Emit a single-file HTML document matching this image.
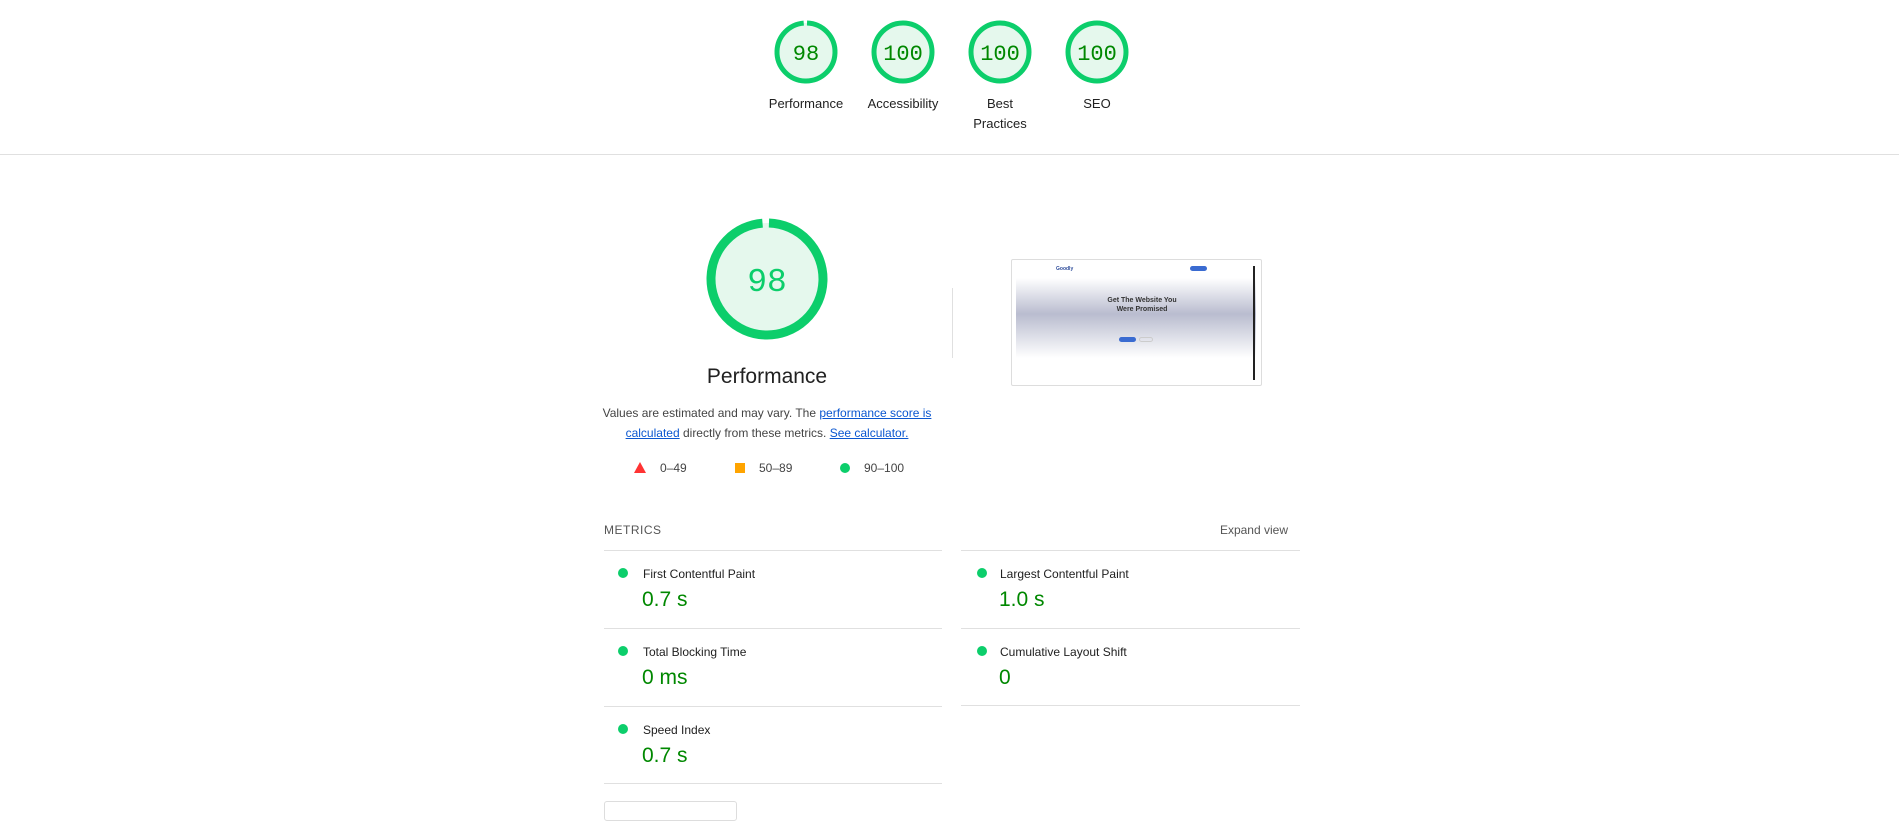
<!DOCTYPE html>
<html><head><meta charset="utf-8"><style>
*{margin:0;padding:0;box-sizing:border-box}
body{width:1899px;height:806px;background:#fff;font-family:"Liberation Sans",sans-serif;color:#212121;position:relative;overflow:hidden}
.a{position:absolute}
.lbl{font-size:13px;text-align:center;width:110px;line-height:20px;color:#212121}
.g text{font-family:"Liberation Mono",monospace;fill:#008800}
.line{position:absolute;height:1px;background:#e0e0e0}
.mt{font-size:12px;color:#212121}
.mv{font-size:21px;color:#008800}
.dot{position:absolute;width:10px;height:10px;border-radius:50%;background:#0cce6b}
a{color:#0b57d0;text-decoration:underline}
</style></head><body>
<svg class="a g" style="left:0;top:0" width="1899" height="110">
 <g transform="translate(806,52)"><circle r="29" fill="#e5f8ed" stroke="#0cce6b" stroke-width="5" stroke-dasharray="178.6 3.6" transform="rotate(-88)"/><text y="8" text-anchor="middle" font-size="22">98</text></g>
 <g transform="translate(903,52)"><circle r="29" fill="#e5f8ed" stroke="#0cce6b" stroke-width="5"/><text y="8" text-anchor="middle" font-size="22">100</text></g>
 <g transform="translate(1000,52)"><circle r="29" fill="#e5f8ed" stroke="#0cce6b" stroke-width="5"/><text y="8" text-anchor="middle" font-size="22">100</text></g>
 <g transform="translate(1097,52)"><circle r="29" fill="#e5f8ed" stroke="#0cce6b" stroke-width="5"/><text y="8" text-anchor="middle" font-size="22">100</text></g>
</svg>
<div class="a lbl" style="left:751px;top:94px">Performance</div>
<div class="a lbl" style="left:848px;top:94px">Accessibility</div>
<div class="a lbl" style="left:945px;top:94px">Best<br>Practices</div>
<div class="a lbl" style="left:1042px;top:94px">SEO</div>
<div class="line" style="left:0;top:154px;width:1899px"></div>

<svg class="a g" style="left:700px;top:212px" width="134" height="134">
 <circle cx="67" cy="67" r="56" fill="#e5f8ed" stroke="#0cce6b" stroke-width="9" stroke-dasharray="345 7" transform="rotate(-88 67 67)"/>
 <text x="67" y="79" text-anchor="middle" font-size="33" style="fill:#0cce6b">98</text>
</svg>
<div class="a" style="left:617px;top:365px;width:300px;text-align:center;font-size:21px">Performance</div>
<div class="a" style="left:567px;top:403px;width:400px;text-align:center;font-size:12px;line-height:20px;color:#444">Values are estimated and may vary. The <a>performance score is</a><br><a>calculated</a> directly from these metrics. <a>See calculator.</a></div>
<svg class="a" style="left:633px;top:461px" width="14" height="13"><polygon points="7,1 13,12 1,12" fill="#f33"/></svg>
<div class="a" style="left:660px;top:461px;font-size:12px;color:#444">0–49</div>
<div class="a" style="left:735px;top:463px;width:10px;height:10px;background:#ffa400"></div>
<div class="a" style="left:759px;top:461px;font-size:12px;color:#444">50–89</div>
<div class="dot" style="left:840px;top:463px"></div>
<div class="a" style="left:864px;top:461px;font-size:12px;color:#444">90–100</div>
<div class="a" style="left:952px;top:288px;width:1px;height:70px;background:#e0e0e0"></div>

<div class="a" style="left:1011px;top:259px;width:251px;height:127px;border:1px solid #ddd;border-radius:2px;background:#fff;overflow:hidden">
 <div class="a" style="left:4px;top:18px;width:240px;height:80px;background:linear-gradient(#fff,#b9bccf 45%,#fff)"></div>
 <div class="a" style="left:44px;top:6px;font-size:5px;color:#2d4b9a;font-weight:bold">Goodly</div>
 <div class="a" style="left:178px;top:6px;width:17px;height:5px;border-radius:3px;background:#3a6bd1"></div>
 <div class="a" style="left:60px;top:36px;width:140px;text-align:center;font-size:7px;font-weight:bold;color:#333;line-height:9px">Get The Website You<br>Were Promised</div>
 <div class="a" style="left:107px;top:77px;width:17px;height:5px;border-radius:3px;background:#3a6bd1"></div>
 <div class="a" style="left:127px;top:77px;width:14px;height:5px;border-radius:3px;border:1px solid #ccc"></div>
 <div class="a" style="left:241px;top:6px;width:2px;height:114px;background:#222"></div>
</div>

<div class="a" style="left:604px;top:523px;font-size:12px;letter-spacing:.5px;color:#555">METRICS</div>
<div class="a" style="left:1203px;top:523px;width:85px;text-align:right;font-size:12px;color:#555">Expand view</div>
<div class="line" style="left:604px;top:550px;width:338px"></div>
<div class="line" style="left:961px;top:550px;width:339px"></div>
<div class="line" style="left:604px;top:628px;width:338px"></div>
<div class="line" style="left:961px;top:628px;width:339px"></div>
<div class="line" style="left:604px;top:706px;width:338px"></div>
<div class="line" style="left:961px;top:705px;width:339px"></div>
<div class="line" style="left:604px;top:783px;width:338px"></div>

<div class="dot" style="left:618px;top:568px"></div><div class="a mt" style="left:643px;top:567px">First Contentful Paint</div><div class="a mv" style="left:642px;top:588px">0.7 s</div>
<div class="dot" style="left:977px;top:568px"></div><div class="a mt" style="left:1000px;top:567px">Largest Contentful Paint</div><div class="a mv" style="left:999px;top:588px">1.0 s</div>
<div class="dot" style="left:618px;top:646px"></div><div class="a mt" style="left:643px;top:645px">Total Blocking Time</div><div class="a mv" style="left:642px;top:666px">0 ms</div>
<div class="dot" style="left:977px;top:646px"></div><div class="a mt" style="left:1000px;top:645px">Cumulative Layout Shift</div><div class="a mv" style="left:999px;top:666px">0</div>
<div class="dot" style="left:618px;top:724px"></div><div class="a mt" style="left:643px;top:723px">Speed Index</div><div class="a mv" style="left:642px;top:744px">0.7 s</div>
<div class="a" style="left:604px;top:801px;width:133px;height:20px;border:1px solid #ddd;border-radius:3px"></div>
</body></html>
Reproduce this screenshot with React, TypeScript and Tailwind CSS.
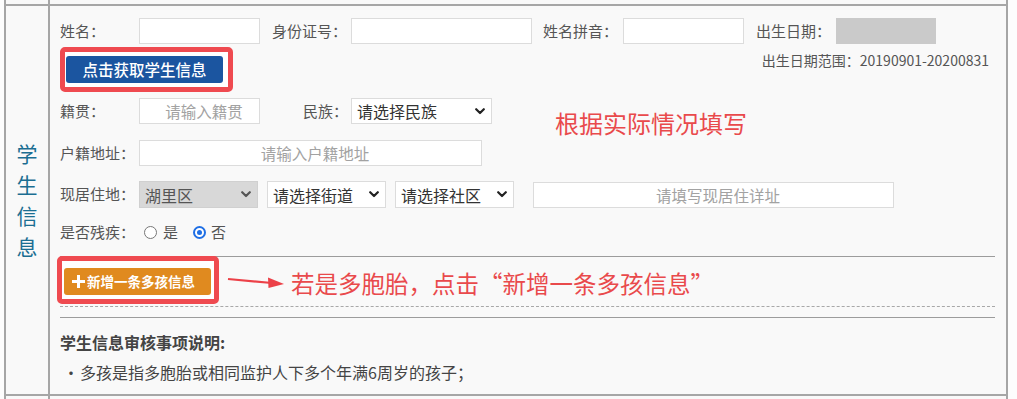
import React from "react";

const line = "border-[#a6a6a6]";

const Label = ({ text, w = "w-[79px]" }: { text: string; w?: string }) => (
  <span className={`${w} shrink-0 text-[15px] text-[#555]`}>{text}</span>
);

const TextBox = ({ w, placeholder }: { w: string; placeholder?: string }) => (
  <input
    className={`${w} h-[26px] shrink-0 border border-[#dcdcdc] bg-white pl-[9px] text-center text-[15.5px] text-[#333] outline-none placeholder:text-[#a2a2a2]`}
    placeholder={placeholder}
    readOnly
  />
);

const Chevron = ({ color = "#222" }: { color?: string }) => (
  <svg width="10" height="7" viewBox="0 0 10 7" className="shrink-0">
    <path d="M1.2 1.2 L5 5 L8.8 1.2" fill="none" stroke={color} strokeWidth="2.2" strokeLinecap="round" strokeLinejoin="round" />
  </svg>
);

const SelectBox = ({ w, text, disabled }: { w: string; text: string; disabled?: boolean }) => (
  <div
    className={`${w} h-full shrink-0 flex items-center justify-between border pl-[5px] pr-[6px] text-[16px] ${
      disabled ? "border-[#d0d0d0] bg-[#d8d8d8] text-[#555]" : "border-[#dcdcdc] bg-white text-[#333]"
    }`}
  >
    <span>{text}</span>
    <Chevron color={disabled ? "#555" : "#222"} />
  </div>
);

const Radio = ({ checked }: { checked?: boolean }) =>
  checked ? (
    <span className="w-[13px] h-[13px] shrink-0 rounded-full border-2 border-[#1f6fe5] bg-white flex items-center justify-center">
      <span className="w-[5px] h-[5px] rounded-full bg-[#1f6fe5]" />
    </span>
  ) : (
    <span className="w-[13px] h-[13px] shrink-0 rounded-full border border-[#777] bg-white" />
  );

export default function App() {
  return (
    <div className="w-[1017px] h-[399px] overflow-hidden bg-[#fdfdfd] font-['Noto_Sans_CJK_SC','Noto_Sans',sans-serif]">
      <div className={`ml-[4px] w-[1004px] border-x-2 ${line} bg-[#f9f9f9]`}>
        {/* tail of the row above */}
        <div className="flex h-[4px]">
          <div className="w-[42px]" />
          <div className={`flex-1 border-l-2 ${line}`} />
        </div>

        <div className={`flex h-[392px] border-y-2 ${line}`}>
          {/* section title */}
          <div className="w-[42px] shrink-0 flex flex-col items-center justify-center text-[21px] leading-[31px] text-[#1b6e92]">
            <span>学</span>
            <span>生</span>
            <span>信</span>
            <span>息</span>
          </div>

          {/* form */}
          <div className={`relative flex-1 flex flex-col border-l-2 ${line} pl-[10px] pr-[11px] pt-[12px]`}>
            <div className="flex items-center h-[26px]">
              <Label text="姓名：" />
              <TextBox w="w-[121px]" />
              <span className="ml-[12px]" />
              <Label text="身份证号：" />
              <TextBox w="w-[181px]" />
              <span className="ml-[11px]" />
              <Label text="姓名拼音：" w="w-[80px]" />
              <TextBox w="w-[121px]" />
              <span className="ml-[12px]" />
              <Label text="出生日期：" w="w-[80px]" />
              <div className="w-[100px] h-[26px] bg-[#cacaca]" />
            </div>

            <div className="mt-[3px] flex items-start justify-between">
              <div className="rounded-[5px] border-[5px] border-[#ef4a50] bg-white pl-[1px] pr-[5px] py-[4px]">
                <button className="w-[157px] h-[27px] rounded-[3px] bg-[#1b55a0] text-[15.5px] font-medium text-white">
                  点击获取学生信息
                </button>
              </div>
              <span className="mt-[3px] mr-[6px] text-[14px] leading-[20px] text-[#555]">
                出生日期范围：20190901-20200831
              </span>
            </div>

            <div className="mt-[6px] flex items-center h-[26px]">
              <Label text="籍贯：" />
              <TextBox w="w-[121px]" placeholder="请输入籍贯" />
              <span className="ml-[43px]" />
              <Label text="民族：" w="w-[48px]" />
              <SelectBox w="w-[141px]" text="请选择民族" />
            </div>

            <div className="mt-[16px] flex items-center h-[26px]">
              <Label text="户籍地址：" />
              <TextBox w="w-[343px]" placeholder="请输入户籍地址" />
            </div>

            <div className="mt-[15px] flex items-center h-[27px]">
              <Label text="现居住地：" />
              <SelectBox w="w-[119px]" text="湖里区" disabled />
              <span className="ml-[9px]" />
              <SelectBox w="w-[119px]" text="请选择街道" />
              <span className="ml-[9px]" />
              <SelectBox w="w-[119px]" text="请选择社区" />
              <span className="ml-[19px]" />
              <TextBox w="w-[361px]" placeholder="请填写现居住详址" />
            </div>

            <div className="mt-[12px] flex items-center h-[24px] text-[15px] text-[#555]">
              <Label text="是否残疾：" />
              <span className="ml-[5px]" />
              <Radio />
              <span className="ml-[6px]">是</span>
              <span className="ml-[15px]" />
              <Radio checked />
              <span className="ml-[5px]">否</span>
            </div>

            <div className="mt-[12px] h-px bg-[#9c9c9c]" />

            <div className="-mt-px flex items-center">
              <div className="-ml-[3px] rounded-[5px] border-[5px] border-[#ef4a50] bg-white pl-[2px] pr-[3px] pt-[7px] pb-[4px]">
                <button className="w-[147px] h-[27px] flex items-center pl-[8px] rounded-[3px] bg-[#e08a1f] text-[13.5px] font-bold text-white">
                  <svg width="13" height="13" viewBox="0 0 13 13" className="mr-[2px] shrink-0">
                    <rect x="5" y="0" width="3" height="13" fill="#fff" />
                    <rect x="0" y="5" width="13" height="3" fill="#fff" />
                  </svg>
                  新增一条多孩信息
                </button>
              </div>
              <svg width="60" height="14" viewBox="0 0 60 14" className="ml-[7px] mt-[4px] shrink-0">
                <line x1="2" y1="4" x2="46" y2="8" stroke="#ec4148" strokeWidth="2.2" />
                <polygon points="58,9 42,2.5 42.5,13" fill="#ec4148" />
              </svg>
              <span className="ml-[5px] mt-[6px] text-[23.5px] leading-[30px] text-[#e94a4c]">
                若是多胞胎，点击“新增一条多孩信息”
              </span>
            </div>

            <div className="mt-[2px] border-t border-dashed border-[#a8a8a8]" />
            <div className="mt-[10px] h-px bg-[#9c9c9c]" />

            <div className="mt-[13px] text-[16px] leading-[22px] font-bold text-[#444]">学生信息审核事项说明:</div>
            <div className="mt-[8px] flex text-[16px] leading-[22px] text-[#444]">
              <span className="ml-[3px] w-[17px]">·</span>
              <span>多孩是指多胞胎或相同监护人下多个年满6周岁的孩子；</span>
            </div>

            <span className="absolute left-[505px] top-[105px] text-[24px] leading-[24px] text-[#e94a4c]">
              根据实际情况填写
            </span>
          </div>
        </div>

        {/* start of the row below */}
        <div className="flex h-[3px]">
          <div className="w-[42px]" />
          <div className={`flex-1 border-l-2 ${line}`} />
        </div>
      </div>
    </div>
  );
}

※ ※ ※

Above are entries; state the number of lines among them that contain "React", and nothing else.

[RESPONSE TO THE TASK]: 2